Saturday, March 31, 2012

The English Patient (1996) Review


“Every night I cut out my heart. But in the morning it was full again.”
     I saw the English Patient about nine times when it was first released in the cinemas. It was the most mesmerizing cinematic experiences I ever had and it left a stain inside me. I was tormented with the pain and anguish Ralph Fiennes character went through. Years later, I finally watched it again. I fell in love with the English Patient even more. It touched me so deeply that I considered it the best film ever made for a long while because I learned to respect it even more since I could relate. We all had a love that is by no means forgotten and its distributed intimacy only a dream. The English Patient shares such ideals of the risks we are prepared to take. The jeopardy to dream and to live such a dream.
    Every actor provided a subtle performance filled with depth and history. The audience feels their emotions, whether it be an adoring lust or excruciating suffering. The best thing in the film was Ralph Fiennes delicate performance in this masterpiece of a film. He plays Almasy, a man who falls in love gradually but ever so intensely with Katherine. As he opens his heart he leaps into this forbidden affair. The most touching tear-jerking scene for me will forever be when Almasy carries his hurt love and he noticed a thimble he bought her around her neck. He points it out in which she responds, “I’ve always worn it, I’ve always loved you” and right after she tells him this he begins to cry with such a pain flowing from inside his inner being. Of course the music really helped with this scene’s emotional journey. The English Patient is one of the most striking and heartbreaking romances ever to be written and put on film. It beyond a doubt will disturb and captivate you long after it’s over.
    This is one of the better films made within the past twenty years. So I don’t comprehend why several people are so against this film. Immediately people point out that it was way too long, but what they don’t realize that there were a number of fantastic films that were “way too long”. Such films include The Godfather, Saving Private Ryan, Schindler’s List, etc. The original cut of the film was four hours and ten minutes, so the edited version was two hours and forty-five minutes is not horrific. The audience wouldn't have received an impact if it were only ninety minutes.

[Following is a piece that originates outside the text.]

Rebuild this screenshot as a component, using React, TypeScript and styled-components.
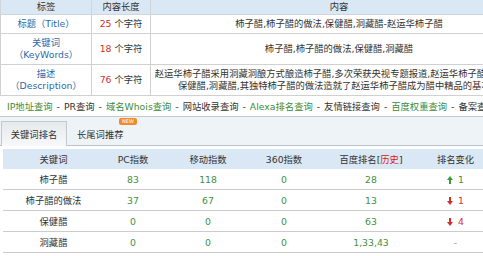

     It’s a broad epic much similar to Titanic’s approach, but The English Patient is much more established and touching. It has a certain type of cinematic poetry much like Cinema Paradiso, that I hardly ever see enough of in films today. This film should be a part of any cinema lover’s film collection. It’s pacing may be slow, yet it’s satisfying, the viewer finds themselves folded up in it and by the end they can’t look away. It’s a modern day Casablanca. Not to be missed!